Our opinion is expressed only with respect to the federal laws of the United States, the laws of the Commonwealth of Massachusetts and the State of New York. We express no opinion to the extent that any other laws are applicable to the subject matter hereof and express no opinion and provide no assurance as to compliance with any federal or state securities law, rule or regulation. This opinion is based upon currently existing statutes, rules, regulations and judicial decisions, and we disclaim any obligation to advise you of any change in any of these sources of law or subsequent legal or factual developments which might affect any matters or opinions set forth herein. With respect to all matters of the laws of the Province of British Columbia and the federal laws of Canada applicable therein, you understand that we are relying upon the opinion, dated the date hereof, of Canadian counsel to the Company, and our opinion is subject to the same assumptions, qualifications and limitations with respect to such matters as are contained in such opinion of Canadian counsel and assumes the due authorization, execution and delivery of the Additional Class B Warrants by the Company, and assuming the securities issuable upon exercise of such Additional Class B Warrants have been duly authorized and reserved for issuance by all necessary corporate action.

We have relied as to certain matters on information obtained from public officials, officers of the Company, and other sources believed by us to be responsible.

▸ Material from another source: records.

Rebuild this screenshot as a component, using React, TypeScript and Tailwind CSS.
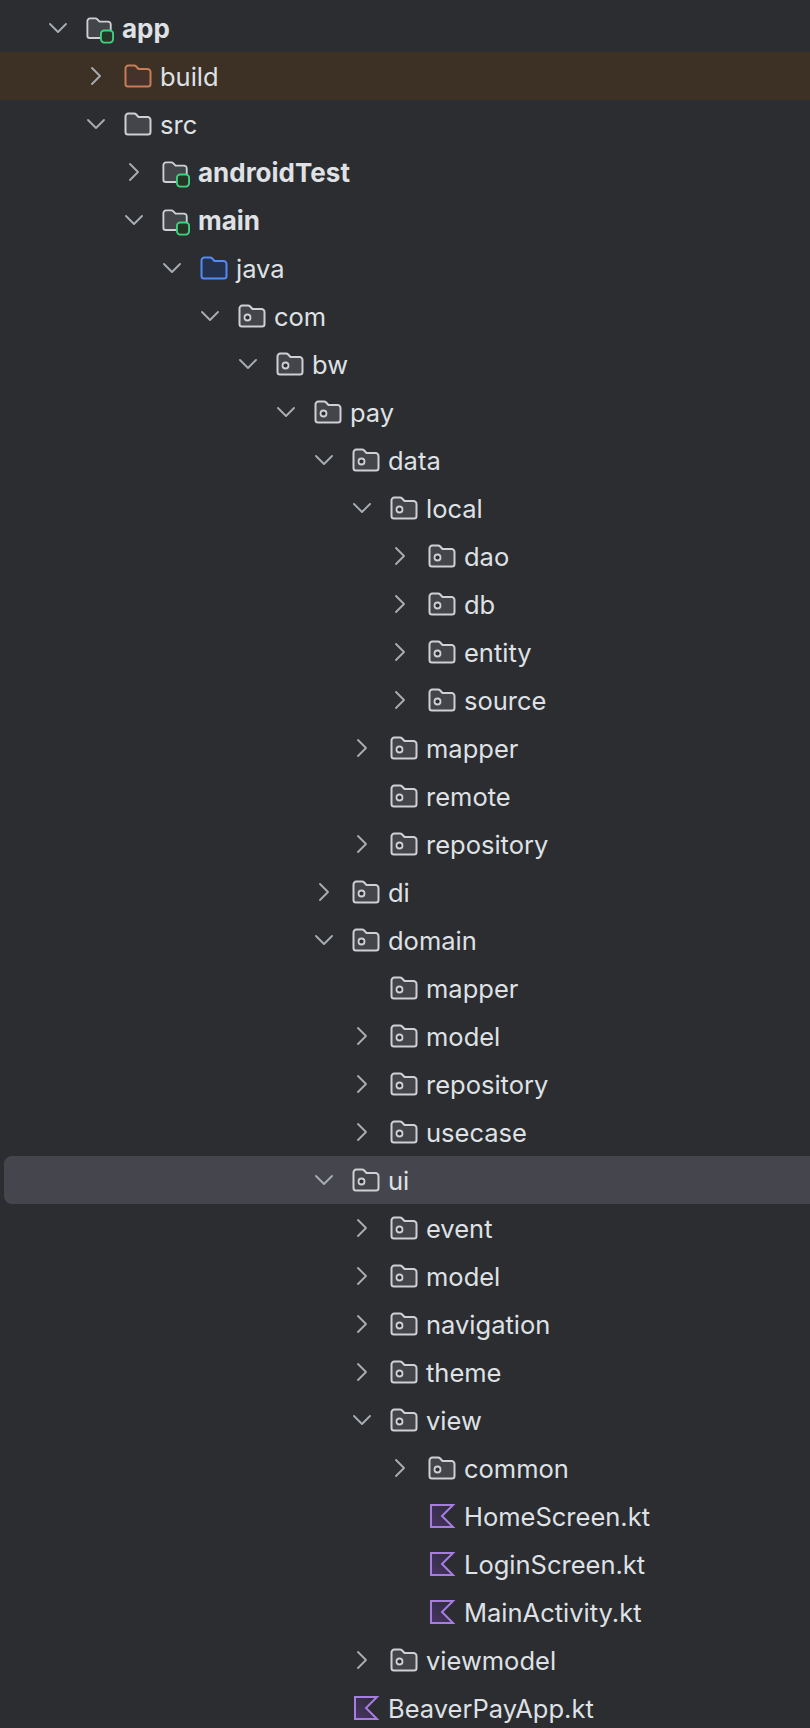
import { ChevronDown, ChevronRight } from "lucide-react";

type Kind = "module" | "excluded" | "plain" | "source" | "package" | "kotlin";
type Arrow = "open" | "closed" | "none";

type Node = {
  name: string;
  level: number;
  kind: Kind;
  arrow: Arrow;
};

const nodes: Node[] = [
  { name: "app", level: 0, kind: "module", arrow: "open" },
  { name: "build", level: 1, kind: "excluded", arrow: "closed" },
  { name: "src", level: 1, kind: "plain", arrow: "open" },
  { name: "androidTest", level: 2, kind: "module", arrow: "closed" },
  { name: "main", level: 2, kind: "module", arrow: "open" },
  { name: "java", level: 3, kind: "source", arrow: "open" },
  { name: "com", level: 4, kind: "package", arrow: "open" },
  { name: "bw", level: 5, kind: "package", arrow: "open" },
  { name: "pay", level: 6, kind: "package", arrow: "open" },
  { name: "data", level: 7, kind: "package", arrow: "open" },
  { name: "local", level: 8, kind: "package", arrow: "open" },
  { name: "dao", level: 9, kind: "package", arrow: "closed" },
  { name: "db", level: 9, kind: "package", arrow: "closed" },
  { name: "entity", level: 9, kind: "package", arrow: "closed" },
  { name: "source", level: 9, kind: "package", arrow: "closed" },
  { name: "mapper", level: 8, kind: "package", arrow: "closed" },
  { name: "remote", level: 8, kind: "package", arrow: "none" },
  { name: "repository", level: 8, kind: "package", arrow: "closed" },
  { name: "di", level: 7, kind: "package", arrow: "closed" },
  { name: "domain", level: 7, kind: "package", arrow: "open" },
  { name: "mapper", level: 8, kind: "package", arrow: "none" },
  { name: "model", level: 8, kind: "package", arrow: "closed" },
  { name: "repository", level: 8, kind: "package", arrow: "closed" },
  { name: "usecase", level: 8, kind: "package", arrow: "closed" },
  { name: "ui", level: 7, kind: "package", arrow: "open" },
  { name: "event", level: 8, kind: "package", arrow: "closed" },
  { name: "model", level: 8, kind: "package", arrow: "closed" },
  { name: "navigation", level: 8, kind: "package", arrow: "closed" },
  { name: "theme", level: 8, kind: "package", arrow: "closed" },
  { name: "view", level: 8, kind: "package", arrow: "open" },
  { name: "common", level: 9, kind: "package", arrow: "closed" },
  { name: "HomeScreen.kt", level: 9, kind: "kotlin", arrow: "none" },
  { name: "LoginScreen.kt", level: 9, kind: "kotlin", arrow: "none" },
  { name: "MainActivity.kt", level: 9, kind: "kotlin", arrow: "none" },
  { name: "viewmodel", level: 8, kind: "package", arrow: "closed" },
  { name: "BeaverPayApp.kt", level: 7, kind: "kotlin", arrow: "none" },
];

const FOLDER =
  "M1.5 5 a3 3 0 0 1 3 -3.5 h5.5 a3 3 0 0 1 2.2 1 l2.3 2.5 h9 a3 3 0 0 1 3 3 v12 a2.5 2.5 0 0 1 -2.5 2.5 h-20 a2.5 2.5 0 0 1 -2.5 -2.5 z";

function FolderIcon({ stroke, fill }: { stroke: string; fill: string }) {
  return (
    <svg width="28" height="24" viewBox="0 0 28 24" fill="none">
      <path d={FOLDER} fill={fill} stroke={stroke} strokeWidth="2" strokeLinejoin="round" />
    </svg>
  );
}

function PackageIcon() {
  return (
    <svg width="28" height="24" viewBox="0 0 28 24" fill="none">
      <path d={FOLDER} fill="#43454a" stroke="#ced0d6" strokeWidth="2" strokeLinejoin="round" />
      <circle cx="9.5" cy="13.5" r="3" fill="#2b2d30" stroke="#ced0d6" strokeWidth="1.8" />
    </svg>
  );
}

function ModuleIcon() {
  return (
    <svg width="30" height="29" viewBox="0 0 30 29" fill="none">
      <path d={FOLDER} fill="#43454a" stroke="#ced0d6" strokeWidth="2" strokeLinejoin="round" />
      <rect x="16" y="14.5" width="13" height="13" rx="3.5" fill="#253627" stroke="#3fd27f" strokeWidth="2" />
    </svg>
  );
}

function KotlinIcon() {
  return (
    <svg width="28" height="24" viewBox="0 0 28 24" fill="none">
      <defs>
        <linearGradient id="kt" x1="0" y1="1" x2="1" y2="0">
          <stop offset="0" stopColor="#4a3468" />
          <stop offset="1" stopColor="#2b2d30" />
        </linearGradient>
      </defs>
      <path d="M3 1 H25 L14 12 L25 23 H3 Z" fill="url(#kt)" stroke="#a77de3" strokeWidth="2" />
    </svg>
  );
}

function RowIcon({ kind }: { kind: Kind }) {
  if (kind === "module") return <ModuleIcon />;
  if (kind === "excluded") return <FolderIcon stroke="#c77d55" fill="#45322b" />;
  if (kind === "plain") return <FolderIcon stroke="#ced0d6" fill="#43454a" />;
  if (kind === "source") return <FolderIcon stroke="#548af7" fill="#25324d" />;
  if (kind === "kotlin") return <KotlinIcon />;
  return <PackageIcon />;
}

function Row({ node, band, inset = 0 }: { node: Node; band: string; inset?: number }) {
  const bold = node.kind === "module";
  return (
    <div
      className={`flex h-12 items-center ${band}`}
      style={{ paddingLeft: 44 + node.level * 38 - inset }}
    >
      <span className="flex w-7 shrink-0 justify-center text-[#a8adb4]">
        {node.arrow === "open" && <ChevronDown size={32} strokeWidth={1.4} className="shrink-0" />}
        {node.arrow === "closed" && <ChevronRight size={32} strokeWidth={1.4} className="shrink-0" />}
      </span>
      <span className="ml-[14px] flex h-6 w-[28px] shrink-0 items-start">
        <RowIcon kind={node.kind} />
      </span>
      <span
        className={`ml-2 pt-[2px] leading-none whitespace-nowrap text-[#dfe1e5] ${
          bold ? "text-[26px] font-bold" : "text-[25.5px] font-normal"
        }`}
      >
        {node.name}
      </span>
    </div>
  );
}

export default function App() {
  return (
    <div className="h-[1728px] overflow-hidden bg-[#2b2d30] pt-1 font-['Inter',sans-serif]">
      {nodes.map((node, i) => {
        if (node.name === "build") return <Row key={i} node={node} band="bg-[#3d3025]" />;
        if (node.name === "ui")
          return <Row key={i} node={node} band="ml-1 rounded-l-lg bg-[#45464d]" inset={4} />;
        return <Row key={i} node={node} band="" />;
      })}
    </div>
  );
}
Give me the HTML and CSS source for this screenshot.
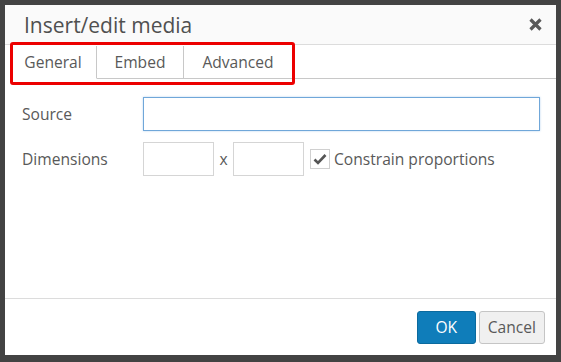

We hereby consent to the filing of this opinion as an exhibit to a Current Report on Form 8-K in accordance with the requirements of Item 601(b)(5) of Regulation S-K under the Securities Act and to the use of this firm’s name therein and in the Prospectus, Prospectus Supplement and Amendment No. 1 under the caption “Legal Matters.” In giving such consent, we do not hereby admit that we are in the category of persons whose consent is required under Section 7 of the Securities Act or the rules and regulations of the Commission.

Very truly yours,
/s/ Mintz, Levin, Cohn, Ferris, Glovsky and Popeo, P.C.
Mintz, Levin, Cohn, Ferris, Glovsky & Popeo, P.C.